◆ Task requirements:
Scan the data below for the string "React". Copy every line where it appears.

[Pages as source code]
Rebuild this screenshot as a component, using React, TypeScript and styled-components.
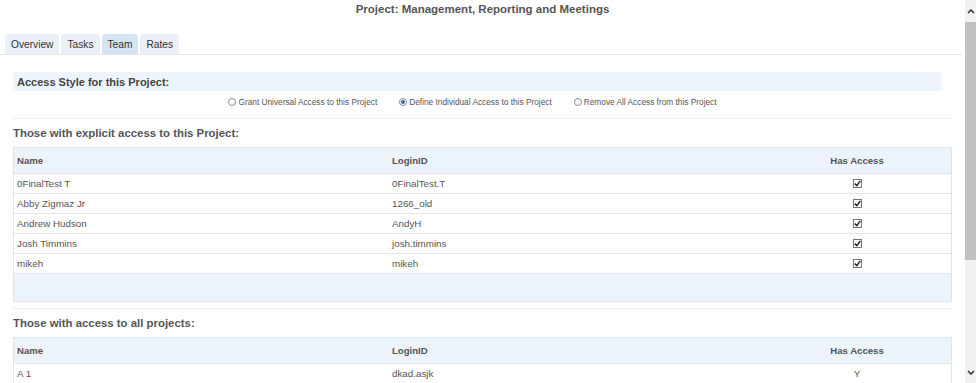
import React from 'react';
import styled, {createGlobalStyle} from "styled-components";

const GlobalStyle = createGlobalStyle`
  html, body {
    margin: 0;
    padding: 0;
    background: #fff;
    font-family: "Liberation Sans", Arial, sans-serif;
    color: #555;
  }
  * { box-sizing: border-box; }
`;

const Page = styled('div')`
  display: flex;
  width: 976px;
  height: 383px;
  overflow: hidden;
`;

const Main = styled('div')`
  flex: 1;
  min-width: 0;
`;

const Title = styled('div')`
  height: 22px;
  padding-top: 3px;
  text-align: center;
  font-size: 11.5px;
  font-weight: bold;
  color: #555;
`;

const TabBar = styled('div')`
  display: flex;
  gap: 2px;
  margin: 12px 3px 0 0;
  padding-left: 5px;
  border-bottom: 1px solid #e2e4e8;
`;

const Tab = styled('div')<{ $active?: boolean }>`
  height: 20px;
  padding: 0 6px;
  display: flex;
  align-items: center;
  font-size: 10.2px;
  color: #333;
  background: ${p => p.$active ? '#d6e3f4' : '#eaf0f8'};
  border-radius: 4px 4px 0 0;
`;

const Content = styled('div')`
  padding: 0 13px 0 13px;
`;

const AccessBox = styled('div')`
  margin: 17px 11px 0 0;
  height: 19px;
  padding-left: 4px;
  display: flex;
  align-items: center;
  background: #eef4fc;
  font-size: 11px;
  font-weight: bold;
  color: #444;
`;

const RadioRow = styled('div')`
  display: flex;
  justify-content: center;
  gap: 22px;
  height: 21px;
  align-items: center;
  margin-right: 20px;
  font-size: 8.3px;
  color: #555;
`;

const RadioOption = styled('label')`
  display: flex;
  align-items: center;
  gap: 2px;
`;

const RadioDot = styled('span')<{ $checked?: boolean }>`
  width: 8px;
  height: 8px;
  border-radius: 50%;
  border: 1px solid #7b8fa8;
  display: inline-flex;
  align-items: center;
  justify-content: center;
  background: #fff;
  &::after {
    content: '';
    width: 4px;
    height: 4px;
    border-radius: 50%;
    background: ${p => p.$checked ? '#3567b5' : 'transparent'};
  }
`;

const Separator = styled('div')`
  height: 1px;
  background: #eceef1;
  margin-top: 6px;
`;

const SectionTitle = styled('div')`
  height: 28px;
  display: flex;
  align-items: center;
  font-size: 11.4px;
  font-weight: bold;
  color: #555;
`;

const Table = styled('div')`
  border: 1px solid #dfe4ea;
  border-bottom: none;
`;

const Row = styled('div')<{ $head?: boolean }>`
  display: grid;
  grid-template-columns: 375px 374px 1fr;
  height: ${p => p.$head ? '26px' : '20px'};
  align-items: center;
  background: ${p => p.$head ? '#edf3fa' : '#fff'};
  border-bottom: 1px solid #e2e5e9;
  font-size: ${p => p.$head ? '9.6px' : '9.8px'};
  font-weight: ${p => p.$head ? 'bold' : 'normal'};
  color: #555;
`;

const Cell = styled('div')<{ $center?: boolean }>`
  padding-left: ${p => p.$center ? '0' : '3px'};
  display: flex;
  justify-content: ${p => p.$center ? 'center' : 'flex-start'};
`;

const Footer = styled('div')`
  height: 28px;
  background: #edf3fa;
  border-bottom: 1px solid #e2e5e9;
`;

const Check = styled('span')`
  width: 9px;
  height: 9px;
  border: 1px solid #777;
  background: #fff;
  display: inline-flex;
  align-items: center;
  justify-content: center;
`;

const Scrollbar = styled('div')`
  width: 11px;
  background: #f1f1f1;
  display: flex;
  flex-direction: column;
  align-items: center;
`;

const ScrollArrow = styled('div')`
  height: 22px;
  width: 100%;
  display: flex;
  align-items: center;
  justify-content: center;
`;

const Thumb = styled('div')`
  width: 100%;
  height: 238px;
  background: #c1c1c1;
`;

const ScrollSpacer = styled('div')`
  flex: 1;
`;

const CheckBox = () => (
    <Check>
        <svg width="7" height="7" viewBox="0 0 7 7">
            <path d="M0.8 3.6 L2.8 5.6 L6.3 0.9" fill="none" stroke="#222" strokeWidth="1.5"/>
        </svg>
    </Check>
);

const explicitUsers = [
    {name: '0FinalTest T', login: '0FinalTest.T'},
    {name: 'Abby Zigmaz Jr', login: '1266_old'},
    {name: 'Andrew Hudson', login: 'AndyH'},
    {name: 'Josh Timmins', login: 'josh.timmins'},
    {name: 'mikeh', login: 'mikeh'},
];

const allUsers = [
    {name: 'A 1', login: 'dkad.asjk'},
];

const App = () => {
    return (
        <Page>
            <GlobalStyle/>
            <Main>
                <Title>Project: Management, Reporting and Meetings</Title>
                <TabBar>
                    <Tab>Overview</Tab>
                    <Tab>Tasks</Tab>
                    <Tab $active>Team</Tab>
                    <Tab>Rates</Tab>
                </TabBar>
                <Content>
                    <AccessBox>Access Style for this Project:</AccessBox>
                    <RadioRow>
                        <RadioOption><RadioDot/>Grant Universal Access to this Project</RadioOption>
                        <RadioOption><RadioDot $checked/>Define Individual Access to this Project</RadioOption>
                        <RadioOption><RadioDot/>Remove All Access from this Project</RadioOption>
                    </RadioRow>
                    <Separator/>
                    <SectionTitle>Those with explicit access to this Project:</SectionTitle>
                    <Table>
                        <Row $head>
                            <Cell>Name</Cell>
                            <Cell>LoginID</Cell>
                            <Cell $center>Has Access</Cell>
                        </Row>
                        {explicitUsers.map(u => (
                            <Row key={u.login}>
                                <Cell>{u.name}</Cell>
                                <Cell>{u.login}</Cell>
                                <Cell $center><CheckBox/></Cell>
                            </Row>
                        ))}
                        <Footer/>
                    </Table>
                    <Separator/>
                    <SectionTitle>Those with access to all projects:</SectionTitle>
                    <Table>
                        <Row $head>
                            <Cell>Name</Cell>
                            <Cell>LoginID</Cell>
                            <Cell $center>Has Access</Cell>
                        </Row>
                        {allUsers.map(u => (
                            <Row key={u.login}>
                                <Cell>{u.name}</Cell>
                                <Cell>{u.login}</Cell>
                                <Cell $center>Y</Cell>
                            </Row>
                        ))}
                    </Table>
                </Content>
            </Main>
            <Scrollbar>
                <ScrollArrow>
                    <svg width="8" height="5" viewBox="0 0 8 5">
                        <path d="M1 4 L4 1 L7 4" fill="none" stroke="#333" strokeWidth="1.5"/>
                    </svg>
                </ScrollArrow>
                <Thumb/>
                <ScrollSpacer/>
                <ScrollArrow>
                    <svg width="8" height="5" viewBox="0 0 8 5">
                        <path d="M1 1 L4 4 L7 1" fill="none" stroke="#333" strokeWidth="1.5"/>
                    </svg>
                </ScrollArrow>
            </Scrollbar>
        </Page>
    );
};

export default App;
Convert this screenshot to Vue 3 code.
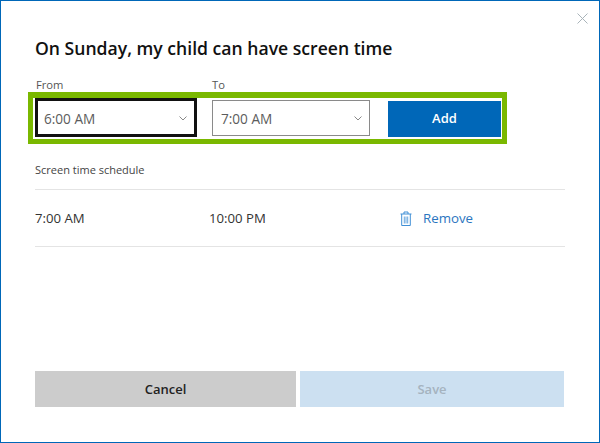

◆ Reply:
Rebuild this screenshot as a component, using React, TypeScript and styled-components.
import React from 'react';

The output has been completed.